Task: Repeat the data word for word. Do not include the pictures.

Dataset extract:
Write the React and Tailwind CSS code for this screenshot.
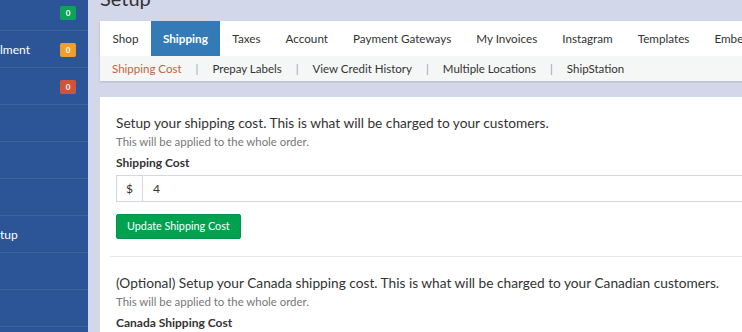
export default function App() {
  const tabs = ["Shop", "Shipping", "Taxes", "Account", "Payment Gateways", "My Invoices", "Instagram", "Templates", "Embed"];
  const subs = ["Shipping Cost", "Prepay Labels", "View Credit History", "Multiple Locations", "ShipStation"];
  const rows = [
    { label: "", badge: "bg-[#0ea356]" },
    { label: "lment", badge: "bg-[#f0a02a]" },
    { label: "", badge: "bg-[#d1543a]" },
    { label: "" },
    { label: "" },
    { label: "" },
    { label: "tup" },
    { label: "" },
    { label: "" },
    { label: "" },
  ];
  return (
    <div className="w-[742px] h-[332px] overflow-hidden flex bg-[#d3d7ea]" style={{ fontFamily: "Lato, 'Open Sans', sans-serif" }}>
      <div className="w-[88px] shrink-0 bg-[#2c5597] flex flex-col -mt-[6px]">
        {rows.map((r, i) => (
          <div key={i} className="h-[37px] shrink-0 border-b border-[#3b63a2] flex items-center justify-between pr-[12px] text-white text-[12px]">
            <span className="mt-[1px]">{r.label}</span>
            {r.badge && (
              <span className={`${r.badge} mt-[2px] w-[16px] h-[14px] rounded-[2px] text-[8px] font-bold flex items-center justify-center`}>0</span>
            )}
          </div>
        ))}
      </div>
      <div className="flex-1 min-w-0 pl-[12px] flex flex-col">
        <div className="h-[21px] relative overflow-hidden">
          <div className="absolute left-0 -top-[14px] text-[20px] leading-[24px] text-[#333]">Setup</div>
        </div>
        <div className="bg-white shadow-[0_1px_2px_rgba(0,0,0,0.15)] w-[700px]">
          <div className="flex h-[35px] text-[11.7px] text-[#333] whitespace-nowrap">
            {tabs.map((t) => (
              <div key={t} className={t === "Shipping" ? "bg-[#337ab7] text-white font-bold px-[12px] flex items-center" : "px-[12.5px] flex items-center"}>{t}</div>
            ))}
          </div>
          <div className="flex items-center h-[25px] bg-[#f5f7f7] px-[12px] text-[11.5px] text-[#333] whitespace-nowrap">
            {subs.map((s, i) => (
              <span key={s} className="flex items-center">
                {i > 0 && <span className="text-[#9aa0b0] mx-[14px]">|</span>}
                <span className={i === 0 ? "text-[#c8623a]" : ""}>{s}</span>
              </span>
            ))}
          </div>
        </div>
        <div className="mt-[16px] bg-white w-[700px] flex-1 px-[16px] pt-[16px]">
          <div className="text-[13.7px] text-[#333] leading-[20px]">Setup your shipping cost. This is what will be charged to your customers.</div>
          <div className="text-[11.4px] text-[#777] leading-[16px] mt-[1px]">This will be applied to the whole order.</div>
          <div className="text-[12px] text-[#333] font-bold mt-[5px] leading-[16px]">Shipping Cost</div>
          <div className="mt-[4px] flex h-[27px] border border-[#d3d7e3] text-[12px] text-[#333]">
            <div className="w-[26px] border-r border-[#d3d7e3] flex items-center justify-center">$</div>
            <div className="flex-1 flex items-center pl-[10px]">4</div>
          </div>
          <button className="block mt-[12px] h-[25px] px-[10px] bg-[#00a250] text-white text-[10.8px] rounded-[2px] border border-[#009548]">Update Shipping Cost</button>
          <div className="mt-[17px] -ml-[6px] border-t border-[#e6e8ee]"></div>
          <div className="mt-[16px] text-[13.7px] text-[#333] leading-[20px] whitespace-nowrap">(Optional) Setup your Canada shipping cost. This is what will be charged to your Canadian customers.</div>
          <div className="text-[11.4px] text-[#777] leading-[16px] mt-[1px]">This will be applied to the whole order.</div>
          <div className="text-[12px] text-[#333] font-bold mt-[5px] leading-[16px]">Canada Shipping Cost</div>
        </div>
      </div>
    </div>
  );
}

Reply to the exercise:
Write the React and Tailwind CSS code for this screenshot.
export default function App() {
  const tabs = ["Shop", "Shipping", "Taxes", "Account", "Payment Gateways", "My Invoices", "Instagram", "Templates", "Embed"];
  const subs = ["Shipping Cost", "Prepay Labels", "View Credit History", "Multiple Locations", "ShipStation"];
  const rows = [
    { label: "", badge: "bg-[#0ea356]" },
    { label: "lment", badge: "bg-[#f0a02a]" },
    { label: "", badge: "bg-[#d1543a]" },
    { label: "" },
    { label: "" },
    { label: "" },
    { label: "tup" },
    { label: "" },
    { label: "" },
    { label: "" },
  ];
  return (
    <div className="w-[742px] h-[332px] overflow-hidden flex bg-[#d3d7ea]" style={{ fontFamily: "Lato, 'Open Sans', sans-serif" }}>
      <div className="w-[88px] shrink-0 bg-[#2c5597] flex flex-col -mt-[6px]">
        {rows.map((r, i) => (
          <div key={i} className="h-[37px] shrink-0 border-b border-[#3b63a2] flex items-center justify-between pr-[12px] text-white text-[12px]">
            <span className="mt-[1px]">{r.label}</span>
            {r.badge && (
              <span className={`${r.badge} mt-[2px] w-[16px] h-[14px] rounded-[2px] text-[8px] font-bold flex items-center justify-center`}>0</span>
            )}
          </div>
        ))}
      </div>
      <div className="flex-1 min-w-0 pl-[12px] flex flex-col">
        <div className="h-[21px] relative overflow-hidden">
          <div className="absolute left-0 -top-[14px] text-[20px] leading-[24px] text-[#333]">Setup</div>
        </div>
        <div className="bg-white shadow-[0_1px_2px_rgba(0,0,0,0.15)] w-[700px]">
          <div className="flex h-[35px] text-[11.7px] text-[#333] whitespace-nowrap">
            {tabs.map((t) => (
              <div key={t} className={t === "Shipping" ? "bg-[#337ab7] text-white font-bold px-[12px] flex items-center" : "px-[12.5px] flex items-center"}>{t}</div>
            ))}
          </div>
          <div className="flex items-center h-[25px] bg-[#f5f7f7] px-[12px] text-[11.5px] text-[#333] whitespace-nowrap">
            {subs.map((s, i) => (
              <span key={s} className="flex items-center">
                {i > 0 && <span className="text-[#9aa0b0] mx-[14px]">|</span>}
                <span className={i === 0 ? "text-[#c8623a]" : ""}>{s}</span>
              </span>
            ))}
          </div>
        </div>
        <div className="mt-[16px] bg-white w-[700px] flex-1 px-[16px] pt-[16px]">
          <div className="text-[13.7px] text-[#333] leading-[20px]">Setup your shipping cost. This is what will be charged to your customers.</div>
          <div className="text-[11.4px] text-[#777] leading-[16px] mt-[1px]">This will be applied to the whole order.</div>
          <div className="text-[12px] text-[#333] font-bold mt-[5px] leading-[16px]">Shipping Cost</div>
          <div className="mt-[4px] flex h-[27px] border border-[#d3d7e3] text-[12px] text-[#333]">
            <div className="w-[26px] border-r border-[#d3d7e3] flex items-center justify-center">$</div>
            <div className="flex-1 flex items-center pl-[10px]">4</div>
          </div>
          <button className="block mt-[12px] h-[25px] px-[10px] bg-[#00a250] text-white text-[10.8px] rounded-[2px] border border-[#009548]">Update Shipping Cost</button>
          <div className="mt-[17px] -ml-[6px] border-t border-[#e6e8ee]"></div>
          <div className="mt-[16px] text-[13.7px] text-[#333] leading-[20px] whitespace-nowrap">(Optional) Setup your Canada shipping cost. This is what will be charged to your Canadian customers.</div>
          <div className="text-[11.4px] text-[#777] leading-[16px] mt-[1px]">This will be applied to the whole order.</div>
          <div className="text-[12px] text-[#333] font-bold mt-[5px] leading-[16px]">Canada Shipping Cost</div>
        </div>
      </div>
    </div>
  );
}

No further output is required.